The SNR curve shows improvement in signal clarity relative to noise (should increase).

This inverse relationship makes intuitive sense: as the filter better estimates noise and cancels it, the residual error power drops, and the SNR improves.

Summary of Key Concepts

The frequency components $B(k)$ represent the adaptive filter’s frequency response, illustrating how noise captured by the secondary microphone is modified to cancel noise present in the primary microphone. Increasing the FFT size $N$ improves frequency resolution and allows for more accurate noise modeling, which can lead to higher SNR values. However, a larger $N$ also results in increased latency and slower filter adaptation.

There is a direct relationship between the FFT size $N$ and the filter order: a larger FFT corresponds to a longer filter capable of modeling more complex acoustic paths and longer impulse responses. The step size $\mu$ governs the speed and stability of filter adaptation; smaller values yield slow but stable adaptation with minimal distortion, whereas larger values enable faster adaptation at the risk of introducing distortions and artifacts such as musical noise or pre/post-echo.

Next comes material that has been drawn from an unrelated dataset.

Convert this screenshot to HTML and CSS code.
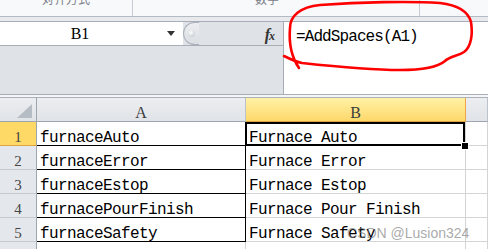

Generally, a higher SNR correlates with better perceived speech quality, although excessively aggressive noise cancellation can produce audible artifacts that degrade the listening experience. Minimizing the error signal $e(n)$ is crucial because it reflects how effectively the filter cancels noise, thereby enhancing speech clarity. To understand the time-domain behavior of the filter, one can compute the inverse FFT of $B(k)$, translating frequency-domain filter coefficients back into the filter’s impulse response.

Conclusion

The frequency-domain adaptive filter effectively cancels noise by modeling and subtracting the noise spectrum from the primary microphone’s signal. Utilizing frequency-domain processing brings computational efficiency, particularly for long FIR filters, by leveraging FFT algorithms. The Normalized LMS algorithm ensures stable adaptation by normalizing the step size according to the reference signal’s power, reducing the likelihood of divergence.

Choosing the step size $\mu$ involves a trade-off: a smaller $\mu$ slows convergence but ensures stability, while a larger $\mu$ accelerates adaptation but risks instability and audible artifacts. Applying windowing and zero-phase alignment techniques reduces spectral leakage and phase distortion, resulting in improved filter performance. Overlap-add reconstruction guarantees a smooth, continuous output signal without gaps or discontinuities.

Future improvements may include more advanced adaptation methods such as Recursive Least Squares (RLS), adaptive step size control, or deploying multi-microphone arrays for more robust noise modeling. While real-time implementation demands further optimization, this frequency-domain approach lays a strong foundation for adaptive noise cancellation in both offline and real-time digital signal processing applications.